Uma criança cuidada através de um projeto individual de vida, longe de abolir a liberdade e enquadrar o sucesso no panorama institucional, toma-se consciência do acontecer dinâmico de cada vida. Possibilita-se analisar sempre a situação específica de cada criança, propor metas e traçar estratégias possíveis para superar problemas e desenvolver habilidades. Sendo que a última meta a ser alcançada seja a integração social e profissional de um filho ou de uma filha e não de um instituído sem nome. Como cada ser humano é vivo e está dinamicamente projetando seu futuro, atenta-se e continuamente mobiliza-se para as áreas emocionais, físicas e cognitivas, a fim de se ter um mapeamento das reações de como sua história passada e atual estão facilitando ou não seu desenvolvimento integral.

O alcance das metas se dará pela abertura que favoreça o acontecer de um caminho novo que se atende e se vigia em vista daquilo que em última análise pretende: EMANCIPAÇÃO como resultado de uma prática de um cuidado eficaz. Enquanto a delimitação do sucesso dos abrigos segue passos rígidos e autoritários, ou as trilhas da permissividade dependente e irresponsável, o projeto de desenvolvimento pessoal de cada criança se efetiva na relação desta com "um pai e uma mãe", com horizontes realistas de esperança.
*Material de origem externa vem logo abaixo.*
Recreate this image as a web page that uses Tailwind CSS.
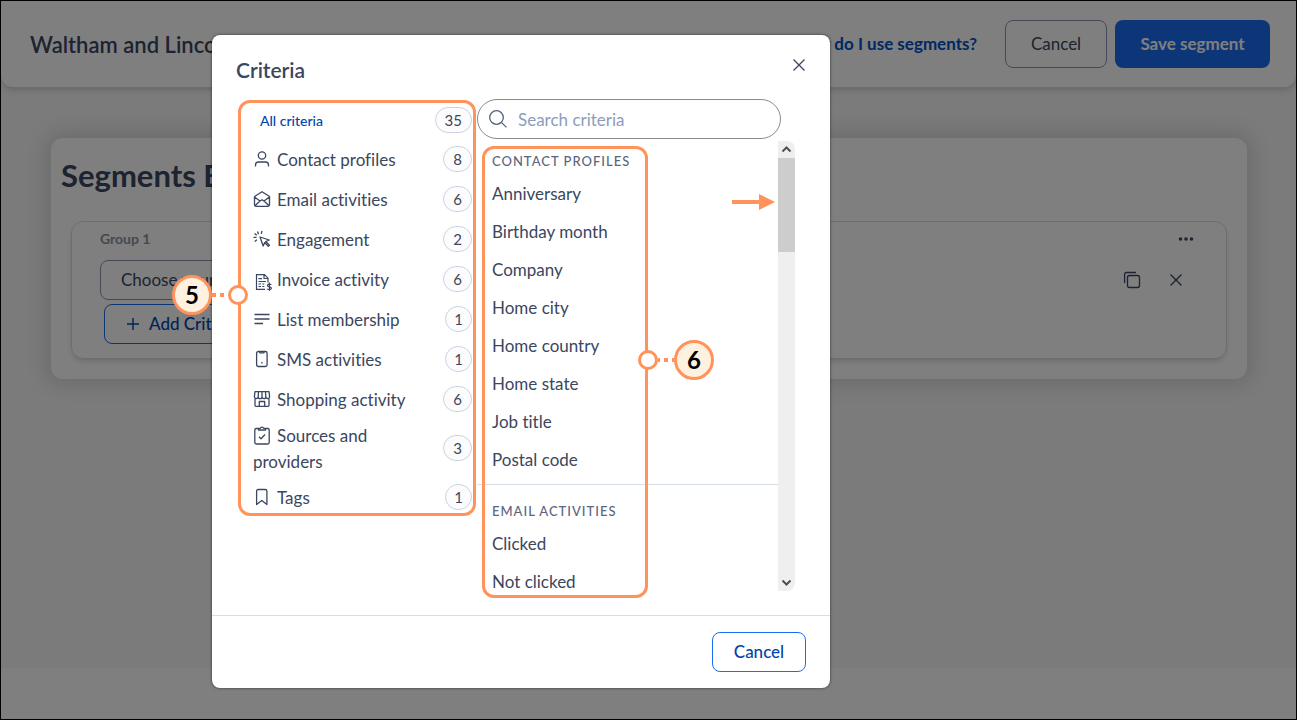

É nesta sintonia que as Varas de Infância e dos Conselhos de Direitos da Criança e dos Adolescentes devem se orientar. Guiados pelo Estatuto da Criança e do Adolescente (ECA), devem atuar como "Equipe de Apoiadores" em favor da família e não como "Equipe de Fiscais" em favor dos abrigos. Técnicos eticamente ousados e sem medo para lutar por Justiça aos pequeninos, a partir do que consta em nossa Constituição Federal: "criança, prioridade absoluta". Que as organizações que se devotam de boa vontade para servir as crianças se encham de fulgores éticos para o reencontro da própria identidade e se ocupem de oxigenar as Varas de Infância e as Promotorias em Defesa da Vida Familiar possível!


Nota do Editor: Nelson Peixoto é filósofo e diretor da Aldeia Infantil SOS de Brasília.